→ **DATA PROVIDED**:
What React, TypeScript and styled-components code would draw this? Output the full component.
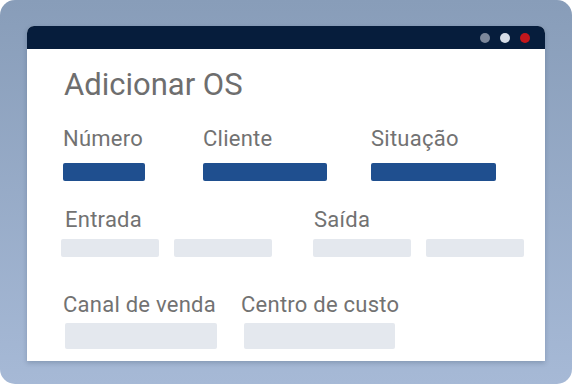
import React from 'react';
import styled, { createGlobalStyle } from 'styled-components';

const GlobalStyle = createGlobalStyle`
  html, body {
    margin: 0;
    padding: 0;
    background: #ffffff;
  }
  body {
    font-family: Roboto, "Liberation Sans", sans-serif;
  }
`;

const Frame = styled.div`
  width: 572px;
  height: 384px;
  border-radius: 15px;
  background: linear-gradient(180deg, #889db9 0%, #a6b9d6 100%);
  padding: 26px 0 0 27px;
  box-sizing: border-box;
`;

const Window = styled.div`
  width: 518px;
  height: 335px;
  background: #ffffff;
  border-radius: 7px 7px 0 0;
  box-shadow: 0 2px 5px rgba(20, 40, 70, 0.22);
  overflow: hidden;
  display: flex;
  flex-direction: column;
`;

const TitleBar = styled.div`
  height: 23px;
  background: #061d3c;
  display: flex;
  align-items: center;
  justify-content: flex-end;
  gap: 10px;
  padding-right: 15px;
`;

const Dot = styled.span<{ $color: string }>`
  width: 10px;
  height: 10px;
  border-radius: 50%;
  background: ${(p) => p.$color};
`;

const Body = styled.div`
  padding: 18px 0 0 36px;
  display: flex;
  flex-direction: column;
`;

const Title = styled.h1`
  margin: 0 0 23px 1px;
  font-size: 31px;
  line-height: 36px;
  font-weight: 400;
  color: #6e6e6e;
`;

const Row = styled.div<{ $top?: number }>`
  display: flex;
  align-items: flex-start;
  margin-top: ${(p) => p.$top ?? 0}px;
`;

const Group = styled.div<{ $left?: number; $shift?: number }>`
  display: flex;
  flex-direction: column;
  margin-left: ${(p) => p.$left ?? 0}px;
  transform: translateX(${(p) => p.$shift ?? 0}px);
`;

const Label = styled.div<{ $indent?: number; $gap: number }>`
  font-size: 22px;
  line-height: 26px;
  letter-spacing: 0.25px;
  color: #727272;
  margin-left: ${(p) => p.$indent ?? 0}px;
  margin-bottom: ${(p) => p.$gap}px;
  white-space: nowrap;
`;

const Bars = styled.div`
  display: flex;
  gap: 15px;
`;

const Bar = styled.div<{ $w: number; $h: number; $filled?: boolean; $indent?: number }>`
  width: ${(p) => p.$w}px;
  height: ${(p) => p.$h}px;
  margin-left: ${(p) => p.$indent ?? 0}px;
  border-radius: 2px;
  background: ${(p) => (p.$filled ? '#1f4f8f' : '#e4e8ee')};
`;

const App: React.FC = () => {
  return (
    <>
      <GlobalStyle />
      <Frame>
        <Window>
          <TitleBar>
            <Dot $color="#7c889b" />
            <Dot $color="#d6dde7" />
            <Dot $color="#c3171c" />
          </TitleBar>
          <Body>
            <Title>Adicionar OS</Title>

            <Row>
              <Group>
                <Label $gap={11}>Número</Label>
                <Bar $w={82} $h={18} $filled />
              </Group>
              <Group $left={58}>
                <Label $gap={11}>Cliente</Label>
                <Bar $w={124} $h={18} $filled />
              </Group>
              <Group $left={44}>
                <Label $gap={11}>Situação</Label>
                <Bar $w={125} $h={18} $filled />
              </Group>
            </Row>

            <Row $top={26}>
              <Group $shift={-2}>
                <Label $indent={4} $gap={6}>Entrada</Label>
                <Bars>
                  <Bar $w={98} $h={18} />
                  <Bar $w={98} $h={18} />
                </Bars>
              </Group>
              <Group $left={39}>
                <Label $indent={1} $gap={6}>Saída</Label>
                <Bars>
                  <Bar $w={98} $h={18} />
                  <Bar $w={98} $h={18} />
                </Bars>
              </Group>
            </Row>

            <Row $top={35}>
              <Group>
                <Label $gap={5}>Canal de venda</Label>
                <Bar $w={152} $h={26} $indent={2} />
              </Group>
              <Group $left={24}>
                <Label $gap={5}>Centro de custo</Label>
                <Bar $w={151} $h={26} $indent={3} />
              </Group>
            </Row>
          </Body>
        </Window>
      </Frame>
    </>
  );
};

export default App;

→ **REQUEST**:
Every line above should be returned word for word, with the pictures left behind.

→ **CORRECT RESULT**:
What React, TypeScript and styled-components code would draw this? Output the full component.
import React from 'react';
import styled, { createGlobalStyle } from 'styled-components';

const GlobalStyle = createGlobalStyle`
  html, body {
    margin: 0;
    padding: 0;
    background: #ffffff;
  }
  body {
    font-family: Roboto, "Liberation Sans", sans-serif;
  }
`;

const Frame = styled.div`
  width: 572px;
  height: 384px;
  border-radius: 15px;
  background: linear-gradient(180deg, #889db9 0%, #a6b9d6 100%);
  padding: 26px 0 0 27px;
  box-sizing: border-box;
`;

const Window = styled.div`
  width: 518px;
  height: 335px;
  background: #ffffff;
  border-radius: 7px 7px 0 0;
  box-shadow: 0 2px 5px rgba(20, 40, 70, 0.22);
  overflow: hidden;
  display: flex;
  flex-direction: column;
`;

const TitleBar = styled.div`
  height: 23px;
  background: #061d3c;
  display: flex;
  align-items: center;
  justify-content: flex-end;
  gap: 10px;
  padding-right: 15px;
`;

const Dot = styled.span<{ $color: string }>`
  width: 10px;
  height: 10px;
  border-radius: 50%;
  background: ${(p) => p.$color};
`;

const Body = styled.div`
  padding: 18px 0 0 36px;
  display: flex;
  flex-direction: column;
`;

const Title = styled.h1`
  margin: 0 0 23px 1px;
  font-size: 31px;
  line-height: 36px;
  font-weight: 400;
  color: #6e6e6e;
`;

const Row = styled.div<{ $top?: number }>`
  display: flex;
  align-items: flex-start;
  margin-top: ${(p) => p.$top ?? 0}px;
`;

const Group = styled.div<{ $left?: number; $shift?: number }>`
  display: flex;
  flex-direction: column;
  margin-left: ${(p) => p.$left ?? 0}px;
  transform: translateX(${(p) => p.$shift ?? 0}px);
`;

const Label = styled.div<{ $indent?: number; $gap: number }>`
  font-size: 22px;
  line-height: 26px;
  letter-spacing: 0.25px;
  color: #727272;
  margin-left: ${(p) => p.$indent ?? 0}px;
  margin-bottom: ${(p) => p.$gap}px;
  white-space: nowrap;
`;

const Bars = styled.div`
  display: flex;
  gap: 15px;
`;

const Bar = styled.div<{ $w: number; $h: number; $filled?: boolean; $indent?: number }>`
  width: ${(p) => p.$w}px;
  height: ${(p) => p.$h}px;
  margin-left: ${(p) => p.$indent ?? 0}px;
  border-radius: 2px;
  background: ${(p) => (p.$filled ? '#1f4f8f' : '#e4e8ee')};
`;

const App: React.FC = () => {
  return (
    <>
      <GlobalStyle />
      <Frame>
        <Window>
          <TitleBar>
            <Dot $color="#7c889b" />
            <Dot $color="#d6dde7" />
            <Dot $color="#c3171c" />
          </TitleBar>
          <Body>
            <Title>Adicionar OS</Title>

            <Row>
              <Group>
                <Label $gap={11}>Número</Label>
                <Bar $w={82} $h={18} $filled />
              </Group>
              <Group $left={58}>
                <Label $gap={11}>Cliente</Label>
                <Bar $w={124} $h={18} $filled />
              </Group>
              <Group $left={44}>
                <Label $gap={11}>Situação</Label>
                <Bar $w={125} $h={18} $filled />
              </Group>
            </Row>

            <Row $top={26}>
              <Group $shift={-2}>
                <Label $indent={4} $gap={6}>Entrada</Label>
                <Bars>
                  <Bar $w={98} $h={18} />
                  <Bar $w={98} $h={18} />
                </Bars>
              </Group>
              <Group $left={39}>
                <Label $indent={1} $gap={6}>Saída</Label>
                <Bars>
                  <Bar $w={98} $h={18} />
                  <Bar $w={98} $h={18} />
                </Bars>
              </Group>
            </Row>

            <Row $top={35}>
              <Group>
                <Label $gap={5}>Canal de venda</Label>
                <Bar $w={152} $h={26} $indent={2} />
              </Group>
              <Group $left={24}>
                <Label $gap={5}>Centro de custo</Label>
                <Bar $w={151} $h={26} $indent={3} />
              </Group>
            </Row>
          </Body>
        </Window>
      </Frame>
    </>
  );
};

export default App;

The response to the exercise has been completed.